**Directions for this task**
Write out the listing below exactly, and omit any images you find in it.

— start Data shown —

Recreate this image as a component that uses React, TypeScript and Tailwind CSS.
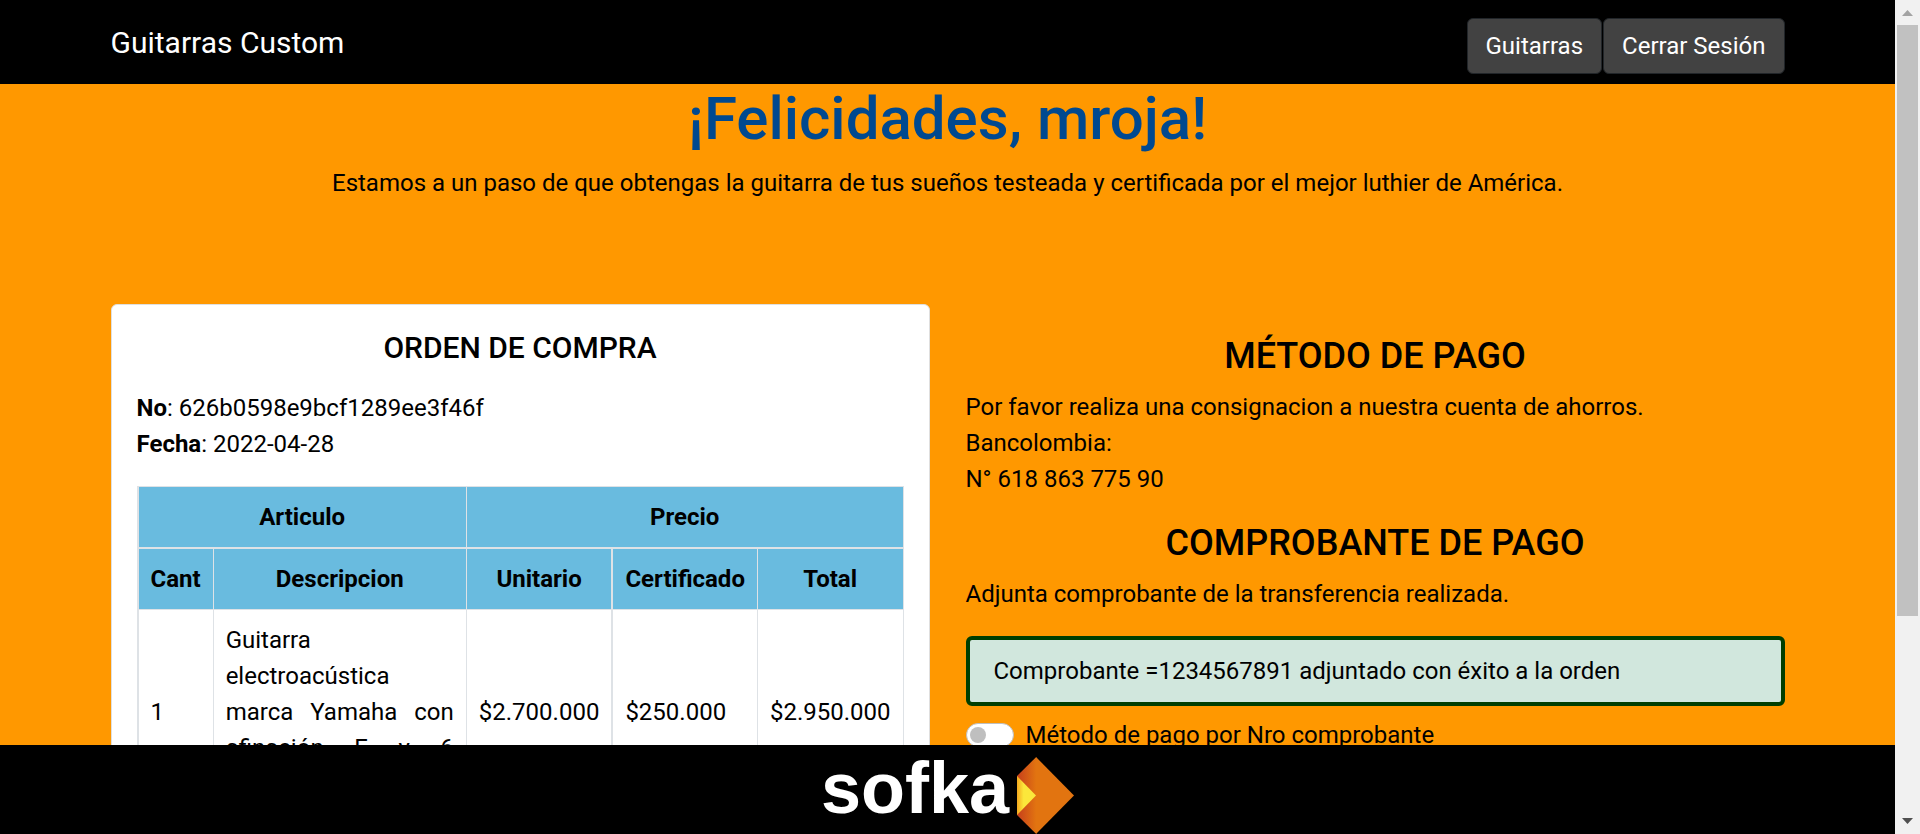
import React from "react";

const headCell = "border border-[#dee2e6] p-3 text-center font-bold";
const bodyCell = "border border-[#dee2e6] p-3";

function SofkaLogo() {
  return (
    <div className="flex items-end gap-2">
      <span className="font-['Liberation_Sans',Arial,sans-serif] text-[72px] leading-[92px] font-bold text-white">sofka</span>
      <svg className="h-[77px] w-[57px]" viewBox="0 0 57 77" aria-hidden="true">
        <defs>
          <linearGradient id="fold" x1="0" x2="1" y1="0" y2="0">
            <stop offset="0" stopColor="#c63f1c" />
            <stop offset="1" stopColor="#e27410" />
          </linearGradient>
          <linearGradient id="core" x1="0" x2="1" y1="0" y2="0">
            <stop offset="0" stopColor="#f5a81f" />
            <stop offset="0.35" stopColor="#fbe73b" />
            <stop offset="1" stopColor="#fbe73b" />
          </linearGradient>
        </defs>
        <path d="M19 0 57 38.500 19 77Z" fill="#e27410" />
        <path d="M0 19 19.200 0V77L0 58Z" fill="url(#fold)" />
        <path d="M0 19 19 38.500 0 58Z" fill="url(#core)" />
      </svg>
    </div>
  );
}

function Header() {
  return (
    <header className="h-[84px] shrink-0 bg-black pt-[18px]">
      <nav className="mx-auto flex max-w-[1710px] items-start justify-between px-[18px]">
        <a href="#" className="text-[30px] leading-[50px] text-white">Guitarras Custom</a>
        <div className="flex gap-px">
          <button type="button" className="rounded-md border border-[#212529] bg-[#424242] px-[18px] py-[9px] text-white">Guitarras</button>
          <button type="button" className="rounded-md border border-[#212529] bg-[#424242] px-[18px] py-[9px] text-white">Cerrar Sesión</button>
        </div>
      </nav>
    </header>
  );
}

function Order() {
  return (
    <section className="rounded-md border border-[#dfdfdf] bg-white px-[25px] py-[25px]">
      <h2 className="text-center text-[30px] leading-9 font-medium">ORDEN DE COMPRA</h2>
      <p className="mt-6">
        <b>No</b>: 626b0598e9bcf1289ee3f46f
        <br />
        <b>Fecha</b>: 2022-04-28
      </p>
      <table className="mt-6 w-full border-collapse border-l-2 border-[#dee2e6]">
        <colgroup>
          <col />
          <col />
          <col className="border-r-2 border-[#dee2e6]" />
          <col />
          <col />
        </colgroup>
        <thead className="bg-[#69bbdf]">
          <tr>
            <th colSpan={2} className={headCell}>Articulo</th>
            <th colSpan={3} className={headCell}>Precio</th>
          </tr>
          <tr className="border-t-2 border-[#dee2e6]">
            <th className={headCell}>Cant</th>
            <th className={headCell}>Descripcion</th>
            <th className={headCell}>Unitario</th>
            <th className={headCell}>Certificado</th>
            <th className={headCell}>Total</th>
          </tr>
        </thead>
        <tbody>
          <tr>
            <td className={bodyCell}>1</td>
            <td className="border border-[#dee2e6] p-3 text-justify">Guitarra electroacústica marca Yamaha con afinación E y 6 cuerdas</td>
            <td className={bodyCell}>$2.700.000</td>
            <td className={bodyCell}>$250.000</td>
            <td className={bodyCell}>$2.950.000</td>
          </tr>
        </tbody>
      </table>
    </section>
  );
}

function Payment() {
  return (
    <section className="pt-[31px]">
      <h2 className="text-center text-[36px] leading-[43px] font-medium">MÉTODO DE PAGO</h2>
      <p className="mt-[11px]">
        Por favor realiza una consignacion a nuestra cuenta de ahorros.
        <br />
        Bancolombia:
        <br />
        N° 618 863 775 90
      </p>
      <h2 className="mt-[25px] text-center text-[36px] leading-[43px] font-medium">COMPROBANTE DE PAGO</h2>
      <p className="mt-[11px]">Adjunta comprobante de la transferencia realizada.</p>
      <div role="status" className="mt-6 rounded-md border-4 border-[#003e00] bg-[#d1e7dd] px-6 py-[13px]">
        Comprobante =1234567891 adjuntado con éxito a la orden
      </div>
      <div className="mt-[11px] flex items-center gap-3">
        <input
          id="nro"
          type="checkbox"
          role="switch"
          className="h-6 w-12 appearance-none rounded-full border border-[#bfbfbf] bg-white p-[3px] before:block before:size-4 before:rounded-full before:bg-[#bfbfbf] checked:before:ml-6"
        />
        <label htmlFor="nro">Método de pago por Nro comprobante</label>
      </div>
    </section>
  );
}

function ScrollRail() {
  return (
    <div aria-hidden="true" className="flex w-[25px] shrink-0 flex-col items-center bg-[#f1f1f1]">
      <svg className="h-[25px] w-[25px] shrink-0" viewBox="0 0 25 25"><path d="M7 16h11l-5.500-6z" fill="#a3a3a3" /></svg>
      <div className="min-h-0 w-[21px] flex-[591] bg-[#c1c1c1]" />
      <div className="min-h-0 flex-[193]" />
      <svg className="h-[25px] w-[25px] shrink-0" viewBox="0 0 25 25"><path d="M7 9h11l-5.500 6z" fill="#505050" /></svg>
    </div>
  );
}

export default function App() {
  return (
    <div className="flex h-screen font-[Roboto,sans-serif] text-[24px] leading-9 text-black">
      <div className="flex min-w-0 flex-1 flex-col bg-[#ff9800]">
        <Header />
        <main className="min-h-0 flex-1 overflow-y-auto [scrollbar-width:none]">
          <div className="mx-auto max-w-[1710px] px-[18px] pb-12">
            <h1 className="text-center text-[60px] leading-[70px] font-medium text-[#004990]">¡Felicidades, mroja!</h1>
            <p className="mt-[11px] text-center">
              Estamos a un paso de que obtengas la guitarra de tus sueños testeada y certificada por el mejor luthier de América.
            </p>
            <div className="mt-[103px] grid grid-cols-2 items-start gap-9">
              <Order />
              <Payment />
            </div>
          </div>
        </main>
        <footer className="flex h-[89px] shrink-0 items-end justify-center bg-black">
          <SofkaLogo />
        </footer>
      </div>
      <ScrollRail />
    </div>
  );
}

— end Data shown —

**Reply to the exercise**
Recreate this image as a component that uses React, TypeScript and Tailwind CSS.
import React from "react";

const headCell = "border border-[#dee2e6] p-3 text-center font-bold";
const bodyCell = "border border-[#dee2e6] p-3";

function SofkaLogo() {
  return (
    <div className="flex items-end gap-2">
      <span className="font-['Liberation_Sans',Arial,sans-serif] text-[72px] leading-[92px] font-bold text-white">sofka</span>
      <svg className="h-[77px] w-[57px]" viewBox="0 0 57 77" aria-hidden="true">
        <defs>
          <linearGradient id="fold" x1="0" x2="1" y1="0" y2="0">
            <stop offset="0" stopColor="#c63f1c" />
            <stop offset="1" stopColor="#e27410" />
          </linearGradient>
          <linearGradient id="core" x1="0" x2="1" y1="0" y2="0">
            <stop offset="0" stopColor="#f5a81f" />
            <stop offset="0.35" stopColor="#fbe73b" />
            <stop offset="1" stopColor="#fbe73b" />
          </linearGradient>
        </defs>
        <path d="M19 0 57 38.500 19 77Z" fill="#e27410" />
        <path d="M0 19 19.200 0V77L0 58Z" fill="url(#fold)" />
        <path d="M0 19 19 38.500 0 58Z" fill="url(#core)" />
      </svg>
    </div>
  );
}

function Header() {
  return (
    <header className="h-[84px] shrink-0 bg-black pt-[18px]">
      <nav className="mx-auto flex max-w-[1710px] items-start justify-between px-[18px]">
        <a href="#" className="text-[30px] leading-[50px] text-white">Guitarras Custom</a>
        <div className="flex gap-px">
          <button type="button" className="rounded-md border border-[#212529] bg-[#424242] px-[18px] py-[9px] text-white">Guitarras</button>
          <button type="button" className="rounded-md border border-[#212529] bg-[#424242] px-[18px] py-[9px] text-white">Cerrar Sesión</button>
        </div>
      </nav>
    </header>
  );
}

function Order() {
  return (
    <section className="rounded-md border border-[#dfdfdf] bg-white px-[25px] py-[25px]">
      <h2 className="text-center text-[30px] leading-9 font-medium">ORDEN DE COMPRA</h2>
      <p className="mt-6">
        <b>No</b>: 626b0598e9bcf1289ee3f46f
        <br />
        <b>Fecha</b>: 2022-04-28
      </p>
      <table className="mt-6 w-full border-collapse border-l-2 border-[#dee2e6]">
        <colgroup>
          <col />
          <col />
          <col className="border-r-2 border-[#dee2e6]" />
          <col />
          <col />
        </colgroup>
        <thead className="bg-[#69bbdf]">
          <tr>
            <th colSpan={2} className={headCell}>Articulo</th>
            <th colSpan={3} className={headCell}>Precio</th>
          </tr>
          <tr className="border-t-2 border-[#dee2e6]">
            <th className={headCell}>Cant</th>
            <th className={headCell}>Descripcion</th>
            <th className={headCell}>Unitario</th>
            <th className={headCell}>Certificado</th>
            <th className={headCell}>Total</th>
          </tr>
        </thead>
        <tbody>
          <tr>
            <td className={bodyCell}>1</td>
            <td className="border border-[#dee2e6] p-3 text-justify">Guitarra electroacústica marca Yamaha con afinación E y 6 cuerdas</td>
            <td className={bodyCell}>$2.700.000</td>
            <td className={bodyCell}>$250.000</td>
            <td className={bodyCell}>$2.950.000</td>
          </tr>
        </tbody>
      </table>
    </section>
  );
}

function Payment() {
  return (
    <section className="pt-[31px]">
      <h2 className="text-center text-[36px] leading-[43px] font-medium">MÉTODO DE PAGO</h2>
      <p className="mt-[11px]">
        Por favor realiza una consignacion a nuestra cuenta de ahorros.
        <br />
        Bancolombia:
        <br />
        N° 618 863 775 90
      </p>
      <h2 className="mt-[25px] text-center text-[36px] leading-[43px] font-medium">COMPROBANTE DE PAGO</h2>
      <p className="mt-[11px]">Adjunta comprobante de la transferencia realizada.</p>
      <div role="status" className="mt-6 rounded-md border-4 border-[#003e00] bg-[#d1e7dd] px-6 py-[13px]">
        Comprobante =1234567891 adjuntado con éxito a la orden
      </div>
      <div className="mt-[11px] flex items-center gap-3">
        <input
          id="nro"
          type="checkbox"
          role="switch"
          className="h-6 w-12 appearance-none rounded-full border border-[#bfbfbf] bg-white p-[3px] before:block before:size-4 before:rounded-full before:bg-[#bfbfbf] checked:before:ml-6"
        />
        <label htmlFor="nro">Método de pago por Nro comprobante</label>
      </div>
    </section>
  );
}

function ScrollRail() {
  return (
    <div aria-hidden="true" className="flex w-[25px] shrink-0 flex-col items-center bg-[#f1f1f1]">
      <svg className="h-[25px] w-[25px] shrink-0" viewBox="0 0 25 25"><path d="M7 16h11l-5.500-6z" fill="#a3a3a3" /></svg>
      <div className="min-h-0 w-[21px] flex-[591] bg-[#c1c1c1]" />
      <div className="min-h-0 flex-[193]" />
      <svg className="h-[25px] w-[25px] shrink-0" viewBox="0 0 25 25"><path d="M7 9h11l-5.500 6z" fill="#505050" /></svg>
    </div>
  );
}

export default function App() {
  return (
    <div className="flex h-screen font-[Roboto,sans-serif] text-[24px] leading-9 text-black">
      <div className="flex min-w-0 flex-1 flex-col bg-[#ff9800]">
        <Header />
        <main className="min-h-0 flex-1 overflow-y-auto [scrollbar-width:none]">
          <div className="mx-auto max-w-[1710px] px-[18px] pb-12">
            <h1 className="text-center text-[60px] leading-[70px] font-medium text-[#004990]">¡Felicidades, mroja!</h1>
            <p className="mt-[11px] text-center">
              Estamos a un paso de que obtengas la guitarra de tus sueños testeada y certificada por el mejor luthier de América.
            </p>
            <div className="mt-[103px] grid grid-cols-2 items-start gap-9">
              <Order />
              <Payment />
            </div>
          </div>
        </main>
        <footer className="flex h-[89px] shrink-0 items-end justify-center bg-black">
          <SofkaLogo />
        </footer>
      </div>
      <ScrollRail />
    </div>
  );
}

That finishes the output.